• **Task brief**: Quote all entries exactly, leaving pictures aside.

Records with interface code
━━━━━━━━━━━━━━━━

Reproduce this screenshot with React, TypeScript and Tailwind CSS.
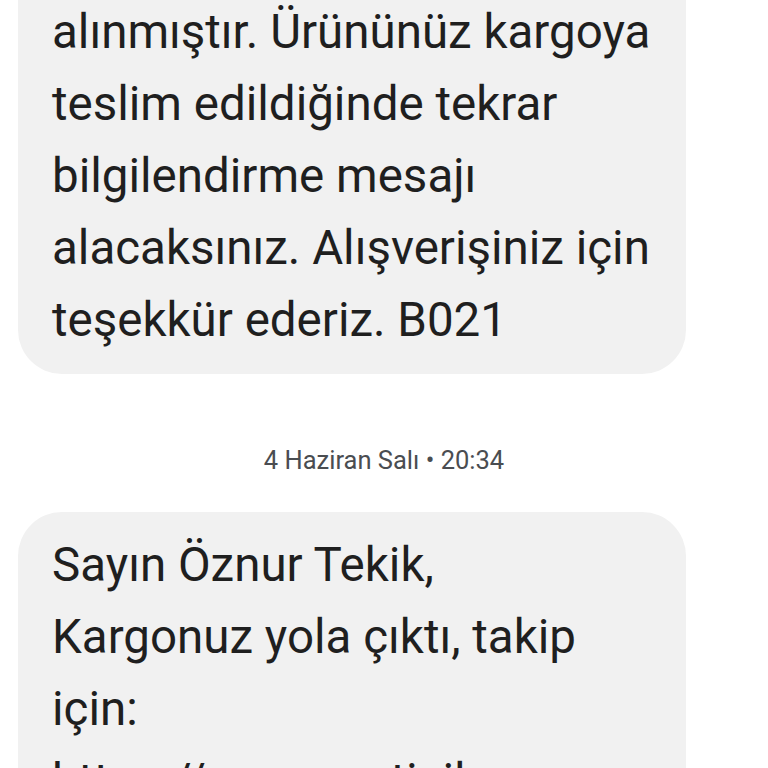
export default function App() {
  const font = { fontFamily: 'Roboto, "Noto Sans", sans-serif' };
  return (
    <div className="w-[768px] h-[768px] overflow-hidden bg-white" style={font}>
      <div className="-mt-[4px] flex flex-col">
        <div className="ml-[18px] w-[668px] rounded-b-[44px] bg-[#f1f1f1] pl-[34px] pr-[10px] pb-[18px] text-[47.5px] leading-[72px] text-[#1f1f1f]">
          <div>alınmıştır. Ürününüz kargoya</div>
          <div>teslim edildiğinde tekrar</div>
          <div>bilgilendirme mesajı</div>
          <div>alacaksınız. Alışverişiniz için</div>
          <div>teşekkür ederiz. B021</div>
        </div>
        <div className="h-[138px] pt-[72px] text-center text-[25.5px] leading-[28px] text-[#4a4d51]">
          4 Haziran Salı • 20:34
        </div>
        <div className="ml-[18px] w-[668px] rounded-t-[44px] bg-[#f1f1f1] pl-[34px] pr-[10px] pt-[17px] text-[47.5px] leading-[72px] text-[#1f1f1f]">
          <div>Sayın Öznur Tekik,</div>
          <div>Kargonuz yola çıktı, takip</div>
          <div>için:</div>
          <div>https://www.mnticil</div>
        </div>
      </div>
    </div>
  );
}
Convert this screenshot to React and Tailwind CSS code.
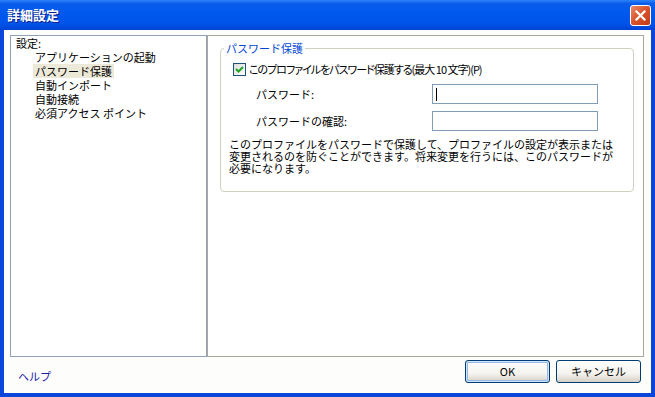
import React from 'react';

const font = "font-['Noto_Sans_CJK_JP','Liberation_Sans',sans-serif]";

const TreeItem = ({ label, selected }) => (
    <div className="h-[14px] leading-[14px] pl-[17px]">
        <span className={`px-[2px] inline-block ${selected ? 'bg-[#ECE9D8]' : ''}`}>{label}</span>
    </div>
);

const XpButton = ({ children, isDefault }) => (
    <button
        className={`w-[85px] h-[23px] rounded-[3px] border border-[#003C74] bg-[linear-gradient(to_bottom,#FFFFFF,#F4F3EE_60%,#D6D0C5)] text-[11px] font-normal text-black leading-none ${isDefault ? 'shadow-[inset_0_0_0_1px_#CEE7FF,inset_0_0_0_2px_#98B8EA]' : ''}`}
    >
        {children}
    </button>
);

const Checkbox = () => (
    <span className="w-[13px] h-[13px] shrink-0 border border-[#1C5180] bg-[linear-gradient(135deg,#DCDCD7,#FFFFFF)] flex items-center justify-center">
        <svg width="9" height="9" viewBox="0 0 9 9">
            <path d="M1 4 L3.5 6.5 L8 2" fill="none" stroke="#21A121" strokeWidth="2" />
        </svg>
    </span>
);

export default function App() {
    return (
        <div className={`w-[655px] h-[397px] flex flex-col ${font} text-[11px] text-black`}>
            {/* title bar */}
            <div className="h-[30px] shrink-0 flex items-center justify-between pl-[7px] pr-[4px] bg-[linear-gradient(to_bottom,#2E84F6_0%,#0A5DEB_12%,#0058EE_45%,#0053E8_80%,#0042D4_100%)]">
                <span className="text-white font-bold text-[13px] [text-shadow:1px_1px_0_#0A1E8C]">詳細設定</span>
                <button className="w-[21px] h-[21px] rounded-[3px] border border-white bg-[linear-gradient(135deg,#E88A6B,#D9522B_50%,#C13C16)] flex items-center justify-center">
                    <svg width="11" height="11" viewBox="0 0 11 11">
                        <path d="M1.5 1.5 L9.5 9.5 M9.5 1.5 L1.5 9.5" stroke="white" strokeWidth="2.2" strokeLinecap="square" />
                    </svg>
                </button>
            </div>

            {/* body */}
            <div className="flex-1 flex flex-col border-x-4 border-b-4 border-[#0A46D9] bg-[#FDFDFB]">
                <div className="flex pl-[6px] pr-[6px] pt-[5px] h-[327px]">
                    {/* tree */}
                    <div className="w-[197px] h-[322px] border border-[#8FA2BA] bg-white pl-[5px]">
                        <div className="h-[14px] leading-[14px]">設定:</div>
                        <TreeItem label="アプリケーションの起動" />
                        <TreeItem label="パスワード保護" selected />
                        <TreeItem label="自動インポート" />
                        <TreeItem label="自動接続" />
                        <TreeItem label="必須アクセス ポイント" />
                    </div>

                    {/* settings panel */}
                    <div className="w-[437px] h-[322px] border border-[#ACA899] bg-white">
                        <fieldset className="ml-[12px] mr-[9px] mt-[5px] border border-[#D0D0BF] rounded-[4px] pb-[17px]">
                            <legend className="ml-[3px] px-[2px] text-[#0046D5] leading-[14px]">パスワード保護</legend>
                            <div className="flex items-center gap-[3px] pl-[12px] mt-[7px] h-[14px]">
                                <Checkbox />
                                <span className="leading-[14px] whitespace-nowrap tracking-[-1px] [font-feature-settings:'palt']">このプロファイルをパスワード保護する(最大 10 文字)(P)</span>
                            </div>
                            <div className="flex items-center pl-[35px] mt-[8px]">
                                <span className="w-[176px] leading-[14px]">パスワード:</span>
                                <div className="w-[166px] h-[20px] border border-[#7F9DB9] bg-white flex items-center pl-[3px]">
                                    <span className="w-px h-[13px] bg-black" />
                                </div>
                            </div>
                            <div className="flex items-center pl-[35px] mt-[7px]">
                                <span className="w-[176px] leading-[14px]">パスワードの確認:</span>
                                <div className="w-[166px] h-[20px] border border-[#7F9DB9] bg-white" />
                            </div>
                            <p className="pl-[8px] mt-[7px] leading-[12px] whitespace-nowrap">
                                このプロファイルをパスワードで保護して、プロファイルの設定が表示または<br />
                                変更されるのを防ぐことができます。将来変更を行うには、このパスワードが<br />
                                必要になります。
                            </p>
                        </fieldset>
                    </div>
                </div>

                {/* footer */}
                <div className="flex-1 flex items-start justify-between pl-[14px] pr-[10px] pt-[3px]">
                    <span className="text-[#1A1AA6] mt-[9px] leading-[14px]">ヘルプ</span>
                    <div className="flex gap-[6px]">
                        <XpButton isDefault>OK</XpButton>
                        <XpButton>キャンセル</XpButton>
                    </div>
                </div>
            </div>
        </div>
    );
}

━━━━━━━━━━━━━━━━

• **Response for this exercise**:
Reproduce this screenshot with React, TypeScript and Tailwind CSS.
export default function App() {
  const font = { fontFamily: 'Roboto, "Noto Sans", sans-serif' };
  return (
    <div className="w-[768px] h-[768px] overflow-hidden bg-white" style={font}>
      <div className="-mt-[4px] flex flex-col">
        <div className="ml-[18px] w-[668px] rounded-b-[44px] bg-[#f1f1f1] pl-[34px] pr-[10px] pb-[18px] text-[47.5px] leading-[72px] text-[#1f1f1f]">
          <div>alınmıştır. Ürününüz kargoya</div>
          <div>teslim edildiğinde tekrar</div>
          <div>bilgilendirme mesajı</div>
          <div>alacaksınız. Alışverişiniz için</div>
          <div>teşekkür ederiz. B021</div>
        </div>
        <div className="h-[138px] pt-[72px] text-center text-[25.5px] leading-[28px] text-[#4a4d51]">
          4 Haziran Salı • 20:34
        </div>
        <div className="ml-[18px] w-[668px] rounded-t-[44px] bg-[#f1f1f1] pl-[34px] pr-[10px] pt-[17px] text-[47.5px] leading-[72px] text-[#1f1f1f]">
          <div>Sayın Öznur Tekik,</div>
          <div>Kargonuz yola çıktı, takip</div>
          <div>için:</div>
          <div>https://www.mnticil</div>
        </div>
      </div>
    </div>
  );
}
Convert this screenshot to React and Tailwind CSS code.
import React from 'react';

const font = "font-['Noto_Sans_CJK_JP','Liberation_Sans',sans-serif]";

const TreeItem = ({ label, selected }) => (
    <div className="h-[14px] leading-[14px] pl-[17px]">
        <span className={`px-[2px] inline-block ${selected ? 'bg-[#ECE9D8]' : ''}`}>{label}</span>
    </div>
);

const XpButton = ({ children, isDefault }) => (
    <button
        className={`w-[85px] h-[23px] rounded-[3px] border border-[#003C74] bg-[linear-gradient(to_bottom,#FFFFFF,#F4F3EE_60%,#D6D0C5)] text-[11px] font-normal text-black leading-none ${isDefault ? 'shadow-[inset_0_0_0_1px_#CEE7FF,inset_0_0_0_2px_#98B8EA]' : ''}`}
    >
        {children}
    </button>
);

const Checkbox = () => (
    <span className="w-[13px] h-[13px] shrink-0 border border-[#1C5180] bg-[linear-gradient(135deg,#DCDCD7,#FFFFFF)] flex items-center justify-center">
        <svg width="9" height="9" viewBox="0 0 9 9">
            <path d="M1 4 L3.5 6.5 L8 2" fill="none" stroke="#21A121" strokeWidth="2" />
        </svg>
    </span>
);

export default function App() {
    return (
        <div className={`w-[655px] h-[397px] flex flex-col ${font} text-[11px] text-black`}>
            {/* title bar */}
            <div className="h-[30px] shrink-0 flex items-center justify-between pl-[7px] pr-[4px] bg-[linear-gradient(to_bottom,#2E84F6_0%,#0A5DEB_12%,#0058EE_45%,#0053E8_80%,#0042D4_100%)]">
                <span className="text-white font-bold text-[13px] [text-shadow:1px_1px_0_#0A1E8C]">詳細設定</span>
                <button className="w-[21px] h-[21px] rounded-[3px] border border-white bg-[linear-gradient(135deg,#E88A6B,#D9522B_50%,#C13C16)] flex items-center justify-center">
                    <svg width="11" height="11" viewBox="0 0 11 11">
                        <path d="M1.5 1.5 L9.5 9.5 M9.5 1.5 L1.5 9.5" stroke="white" strokeWidth="2.2" strokeLinecap="square" />
                    </svg>
                </button>
            </div>

            {/* body */}
            <div className="flex-1 flex flex-col border-x-4 border-b-4 border-[#0A46D9] bg-[#FDFDFB]">
                <div className="flex pl-[6px] pr-[6px] pt-[5px] h-[327px]">
                    {/* tree */}
                    <div className="w-[197px] h-[322px] border border-[#8FA2BA] bg-white pl-[5px]">
                        <div className="h-[14px] leading-[14px]">設定:</div>
                        <TreeItem label="アプリケーションの起動" />
                        <TreeItem label="パスワード保護" selected />
                        <TreeItem label="自動インポート" />
                        <TreeItem label="自動接続" />
                        <TreeItem label="必須アクセス ポイント" />
                    </div>

                    {/* settings panel */}
                    <div className="w-[437px] h-[322px] border border-[#ACA899] bg-white">
                        <fieldset className="ml-[12px] mr-[9px] mt-[5px] border border-[#D0D0BF] rounded-[4px] pb-[17px]">
                            <legend className="ml-[3px] px-[2px] text-[#0046D5] leading-[14px]">パスワード保護</legend>
                            <div className="flex items-center gap-[3px] pl-[12px] mt-[7px] h-[14px]">
                                <Checkbox />
                                <span className="leading-[14px] whitespace-nowrap tracking-[-1px] [font-feature-settings:'palt']">このプロファイルをパスワード保護する(最大 10 文字)(P)</span>
                            </div>
                            <div className="flex items-center pl-[35px] mt-[8px]">
                                <span className="w-[176px] leading-[14px]">パスワード:</span>
                                <div className="w-[166px] h-[20px] border border-[#7F9DB9] bg-white flex items-center pl-[3px]">
                                    <span className="w-px h-[13px] bg-black" />
                                </div>
                            </div>
                            <div className="flex items-center pl-[35px] mt-[7px]">
                                <span className="w-[176px] leading-[14px]">パスワードの確認:</span>
                                <div className="w-[166px] h-[20px] border border-[#7F9DB9] bg-white" />
                            </div>
                            <p className="pl-[8px] mt-[7px] leading-[12px] whitespace-nowrap">
                                このプロファイルをパスワードで保護して、プロファイルの設定が表示または<br />
                                変更されるのを防ぐことができます。将来変更を行うには、このパスワードが<br />
                                必要になります。
                            </p>
                        </fieldset>
                    </div>
                </div>

                {/* footer */}
                <div className="flex-1 flex items-start justify-between pl-[14px] pr-[10px] pt-[3px]">
                    <span className="text-[#1A1AA6] mt-[9px] leading-[14px]">ヘルプ</span>
                    <div className="flex gap-[6px]">
                        <XpButton isDefault>OK</XpButton>
                        <XpButton>キャンセル</XpButton>
                    </div>
                </div>
            </div>
        </div>
    );
}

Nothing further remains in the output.